While I was taking way too many pictures of this one item, I thought I would show you some of the things inside the cabinet, just for kicks:
I bet you recognize some of these things from previous blog posts, if you're a frequent flier here at She Was a Bird! There's a set of chartreuse planters from the forties' or fifties', a cup from the Texas Centennial in 1936, that little deer planter from the Shawnee Pottery Hendersonville sale, my Bee Gees lunchbox, and some Ben Siebel pieces from an estate sale and Goodwill (I never use them, but it's because I just love looking at them enough to own them), and a desk basket featuring Raby Castle (from this post).

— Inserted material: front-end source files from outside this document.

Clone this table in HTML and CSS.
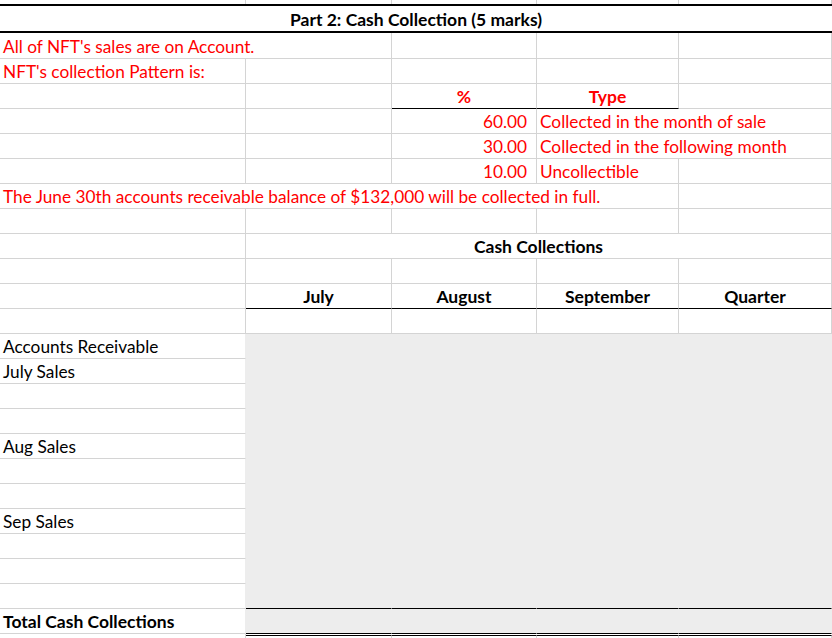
FILE: index.html
```html
<!DOCTYPE html>
<html lang="en">
<head>
<meta charset="utf-8">
<title>Part 2: Cash Collection</title>
<link rel="stylesheet" href="styles.css">
</head>
<body>
<div class="sheet">
  <div class="row r-thin">
    <div class="c"></div><div class="c"></div><div class="c"></div><div class="c"></div><div class="c"></div>
  </div>
  <div class="row r-title">
    <div class="c span5 center bold">Part 2: Cash Collection (5 marks)</div>
  </div>
  <div class="row r-first">
    <div class="c span2 red">All of NFT's sales are on Account.</div><div class="c"></div><div class="c"></div><div class="c"></div>
  </div>
  <div class="row">
    <div class="c red">NFT's collection Pattern is:</div><div class="c"></div><div class="c"></div><div class="c"></div><div class="c"></div>
  </div>
  <div class="row">
    <div class="c"></div><div class="c"></div><div class="c center bold red under">%</div><div class="c center bold red under">Type</div><div class="c"></div>
  </div>
  <div class="row">
    <div class="c"></div><div class="c"></div><div class="c right red num">60.00</div><div class="c span2 red">Collected in the month of sale</div>
  </div>
  <div class="row">
    <div class="c"></div><div class="c"></div><div class="c right red num">30.00</div><div class="c span2 red">Collected in the following month</div>
  </div>
  <div class="row">
    <div class="c"></div><div class="c"></div><div class="c right red num">10.00</div><div class="c red">Uncollectible</div><div class="c"></div>
  </div>
  <div class="row">
    <div class="c span4 red">The June 30th accounts receivable balance of $132,000 will be collected in full.</div><div class="c"></div>
  </div>
  <div class="row">
    <div class="c"></div><div class="c"></div><div class="c"></div><div class="c"></div><div class="c"></div>
  </div>
  <div class="row">
    <div class="c"></div><div class="c span4 center bold">Cash Collections</div>
  </div>
  <div class="row">
    <div class="c"></div><div class="c"></div><div class="c"></div><div class="c"></div><div class="c"></div>
  </div>
  <div class="row">
    <div class="c"></div><div class="c center bold under">July</div><div class="c center bold under">August</div><div class="c center bold under">September</div><div class="c center bold under">Quarter</div>
  </div>
  <div class="row">
    <div class="c"></div><div class="c"></div><div class="c"></div><div class="c"></div><div class="c"></div>
  </div>
  <div class="row filled">
    <div class="c">Accounts Receivable</div><div class="c"></div><div class="c"></div><div class="c"></div><div class="c"></div>
  </div>
  <div class="row filled">
    <div class="c">July Sales</div><div class="c"></div><div class="c"></div><div class="c"></div><div class="c"></div>
  </div>
  <div class="row filled">
    <div class="c"></div><div class="c"></div><div class="c"></div><div class="c"></div><div class="c"></div>
  </div>
  <div class="row filled">
    <div class="c"></div><div class="c"></div><div class="c"></div><div class="c"></div><div class="c"></div>
  </div>
  <div class="row filled">
    <div class="c">Aug Sales</div><div class="c"></div><div class="c"></div><div class="c"></div><div class="c"></div>
  </div>
  <div class="row filled">
    <div class="c"></div><div class="c"></div><div class="c"></div><div class="c"></div><div class="c"></div>
  </div>
  <div class="row filled">
    <div class="c"></div><div class="c"></div><div class="c"></div><div class="c"></div><div class="c"></div>
  </div>
  <div class="row filled">
    <div class="c">Sep Sales</div><div class="c"></div><div class="c"></div><div class="c"></div><div class="c"></div>
  </div>
  <div class="row filled">
    <div class="c"></div><div class="c"></div><div class="c"></div><div class="c"></div><div class="c"></div>
  </div>
  <div class="row filled">
    <div class="c"></div><div class="c"></div><div class="c"></div><div class="c"></div><div class="c"></div>
  </div>
  <div class="row filled">
    <div class="c"></div><div class="c under"></div><div class="c under"></div><div class="c under"></div><div class="c under"></div>
  </div>
  <div class="row filled">
    <div class="c bold">Total Cash Collections</div><div class="c under"></div><div class="c under"></div><div class="c under"></div><div class="c under"></div>
  </div>
  <div class="row r-last">
    <div class="c"></div><div class="c dbl"></div><div class="c dbl"></div><div class="c dbl"></div><div class="c dbl"></div>
  </div>
</div>
</body>
</html>
```
FILE: styles.css
```css
html, body {
  margin: 0;
  padding: 0;
  background: #ffffff;
  overflow: hidden;
}

.sheet {
  width: 832px;
  height: 638px;
  overflow: hidden;
  font-family: Lato, "Noto Sans", sans-serif;
  font-size: 17.25px;
  color: #000000;
}

.row {
  display: grid;
  grid-template-columns: 246px 146px 145px 142px 153px;
  height: 25px;
}

.c {
  box-sizing: border-box;
  border-right: 1px solid #d4d4d4;
  border-bottom: 1px solid #d4d4d4;
  padding: 0 3px 1px;
  display: flex;
  align-items: flex-end;
  line-height: 21px;
  white-space: nowrap;
}

.span2 { grid-column: span 2; }
.span4 { grid-column: span 4; }
.span5 { grid-column: span 5; }

.center { justify-content: center; }
.right { justify-content: flex-end; }
.num { padding-right: 9px; }
.bold { font-weight: 700; font-size: 17.5px; }
.red { color: #ff0000; }

.under { border-bottom-color: #000000; }

.r-thin { height: 4px; }
.r-thin .c { border-bottom: 0; padding: 0; }

.r-title { height: 29px; }
.r-title .c {
  border-top: 2px solid #000000;
  border-bottom: 2px solid #000000;
  border-right: 0;
}

.r-first { height: 26px; }

.filled .c:first-child { border-right-color: #ededed; }
.filled .c + .c {
  background: #ededed;
  border-right-color: #ededed;
  border-bottom-color: #ededed;
}
.filled .c.under { border-bottom-color: #000000; }

.r-last { height: 4px; }
.r-last .c { border-bottom: 0; padding: 0; }
.r-last .dbl {
  margin-top: 1px;
  border-top: 1px solid #000000;
}
```
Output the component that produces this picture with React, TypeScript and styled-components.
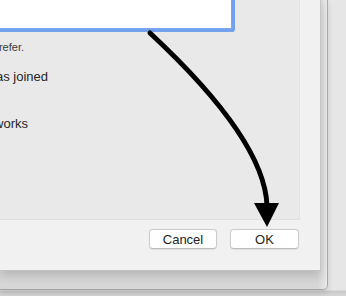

This opens into a long, large drawer for table linens and napkins and placemats (so! fancy!) and even more storage in the bottom (where I hide my blender and other kitchen implements out of sight).
My vegan-is-as-vegan-does cookbook collection (Skinny B Ultimate Everyday Cookbook is the best I think), and a tequila bottle shaped like a little calavera type thing that my friend Anna brought as a gift to my engagement party last year (the tequila is gone, but how cute is the bottle?!):
I almost didn't buy that needlepoint because I was in a "being good about not buying things" phase. Aren't I glad I have feet of clay and unexpectedly weak resolve sometimes!
So! What do you think? Money well spent? Doesn't it look so much more put-together than the baker's rack? I was totally all right with that part of the house until this dreamboat sailed into my life and shook things up! Do you have a china cabinet? What kind of gewgaws and what nots do you decorate it with? There's actually a plate rail on the back of the top two shelves behind glass, but I'm still deciding if I want to mix it up with plates or just have what I have in there, because I like it very much as it is! What did you see out at the flea market or out in the world this weekend? Let's talk!
That's all for today, I gotta go grab my lunch while I can, but you have a fabulous Monday, and I'll see you back here tomorrow with more finds! Til then.